A week ago Sunday, a tornado devastated the small town of La Plata, Md., killing three people and injuring more than 100. This storm, the strongest to strike east of the Appalachians in at least a century, was rated F-5 on the Fujita-Pearson Tornado Scale.

The Fujita-Pearson scale ranks storms from F-0 (light damage, estimated winds up to 72 mph) to F-6 (inconceivable damage, estimated winds of more than 318 mph). The strongest tornadoes ever recorded were F-5s (incredible damage, with winds between 261 and 318 mph.)

In the past 50 years, there have been 51 documented F-5s in the United States, and seven of those occurred during a single tornado outbreak that totaled Xenia, Ohio, on April 3, 1974.

Even though F-4 and F-5 tornadoes account for only about 2 percent of all U.S. tornadoes, they cause 70 percent of tornado deaths.

The Fujita-Pearson scale was developed by the late Ted Fujita, a professor of meteorology at the University of Chicago, and refined with the help of Allen Pearson, then director of the National Weather Service's National Severe Storms Forecast Center in Kansas City, Mo. It estimates the wind speed of tornadoes based upon the damage they inflict.
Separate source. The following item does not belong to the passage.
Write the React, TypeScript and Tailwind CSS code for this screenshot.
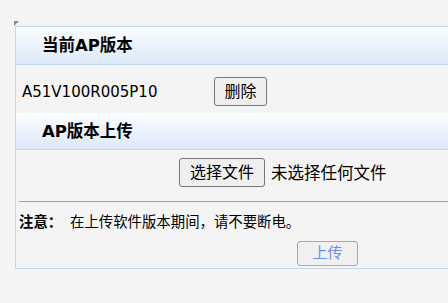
const font = { fontFamily: '"DejaVu Sans", "Noto Sans CJK SC", sans-serif' };

const Header = ({ title, className }: { title: string; className: string }) => (
    <div className={`flex items-center pl-[26px] bg-gradient-to-b from-[#fbfdff] to-[#dce8f9] border-b border-[#c4d8ef] ${className}`}>
        <span className="text-[16.5px] font-bold text-black">{title}</span>
    </div>
);

const App = () => {
    return (
        <div className="w-[448px] h-[303px] overflow-hidden bg-[#f5f5f5] text-black" style={font}>
            <div className="pt-[21px] pl-[14px]">
                <svg width="5" height="5" className="block">
                    <polygon points="0,0 5,0 0,5" fill="#8a8a8a" />
                </svg>

                <div className="ml-[1px] w-[470px] border border-[#c4d8ef] bg-[#f4f4f4]">
                    <Header title="当前AP版本" className="h-[38px] pt-[1px]" />

                    <div className="h-[48px] flex items-center pt-[5px] pl-[6px]">
                        <span className="w-[192px] text-[15px] mt-[2px]">A51V100R005P10</span>
                        <button className="w-[53px] h-[29px] text-[16px] bg-[#efefef] border border-[#767676] rounded-[3px] leading-none">
                            删除
                        </button>
                    </div>

                    <Header title="AP版本上传" className="h-[37px] pt-[3px]" />

                    <div className="h-[51px] flex items-start pt-[8px] pl-[163px]">
                        <button className="h-[29px] px-[10px] text-[16px] bg-[#efefef] border border-[#767676] rounded-[3px] leading-none">
                            选择文件
                        </button>
                        <span className="ml-[6px] mt-[4px] text-[16.5px]">未选择任何文件</span>
                    </div>

                    <div className="mx-[3px] h-[1px] bg-[#a3a3a3]" />

                    <div className="pl-[3px] pt-[10px] flex items-center text-[14.4px] leading-[20px]">
                        <span className="font-bold w-[51px]">注意：</span>
                        <span>在上传软件版本期间，请不要断电。</span>
                    </div>

                    <div className="pt-[9px] pb-[2px] pl-[281px]">
                        <button className="w-[61px] h-[25px] text-[15px] text-[#6d8cf2] bg-[#f0f0f0] border border-[#a8a8a8] rounded-[3px] leading-none">
                            上传
                        </button>
                    </div>
                </div>
            </div>
        </div>
    );
};

export default App;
Damage patterns are used because it is impossible to make wind-measuring equipment that would survive a direct hit from a tornado.

On this scale, the ``incredible damage'' inflicted by an F-5 tornado can include leveling or sweeping away strong frame houses, sending automobile-size missiles flying the length of a football field or more and blowing bark off trees.

The strongest tornadoes recorded in California have been F-2s, of which there have been 24 in the past 51 years. These have wind speeds of 113 to 157 mph and can tear off roofs, demolish mobile homes, overturn boxcars, uproot trees and lift cars.

The most recent of these was in Sunnyvale on May 4, 1998. It cut a swath 100 yards wide and more than half a mile long, causing one injury and $3.8 million in damage. According to one analyst, it was followed about 10 minutes later by a smaller tornado that hit Los Altos.

For more on the Sunnyvale tornado, see
http://tornado.sfsu.edu/geosciences/StormChasing/Cases/Sunnyvale/Sunnyvale.html

For general information about tornadoes and thunderstorms, see http://ggweather.com/tornado.htm

Q  How does the depth of snow relate to the amount of water it would contain if melted down? Ed Gravernhorst - San Jose

A  First, we need to look at the various ways that snow and its water content are measured.

The most common way is simply to measure the depth of snow that has accumulated. To do this properly, several locations are sampled, and then the average depth is determined.

However, because snowpacks have different densities, the depth of snow does not necessarily give us the amount of water that will be left behind when the snow melts.

Several techniques are used to determine water content. The one used by snow survey teams in the mountains of California involves taking ``core samples'' from nearly 300 locations.

A hollow tube is driven into the snowpack until it hits the ground below; this is the depth of the pack. The snow-filled tube is then weighed. By subtracting the weight of the empty tube from the weight of the full tube, the weight of the snow -- and thus the amount of water it contains -- can be calculated.

In the Sierra Nevada, where the snow tends to be very wet and dense and sometimes known not-too-affectionately as ``Sierra cement,'' about 6 to 8 inches of snow usually translates into about an inch of water. In the Rockies, where the snow is drier and more powdery, 10 to 15 inches of snow may equal an inch of water.

Q  On my quarterly visits to the lower desert -- the Coachella Valley -- I notice that the days are relatively calm or maybe have a slight breeze. But at dusk, the wind starts to kick in out of the west and will blow until just before sunup. This is just the opposite of the phenomenon here in the Bay Area, which is most logical -- hot air rising in the valley and drawing in the cool ocean air. Can you explain? Bruce Jenkins - Sunnyvale

A  What you are experiencing is the inland equivalent of our sea breeze/land breeze circulation. It's called a mountain/valley pattern, in which there are upslope breezes during the day and downslope breezes at night.

During the day, air in the valleys heats up more than in the adjacent mountains and it rises, creating a breeze going up the slopes. The converse is true at night as the air cools more in the mountains, becomes heavier and flows down the slopes.

In the case of the nighttime breeze you note in the Coachella Valley, the east-facing slopes of the Santa Rosa Mountains to the west of the valley cool off as the sun sets and a downslope breeze develops and flows downhill into the lowlands.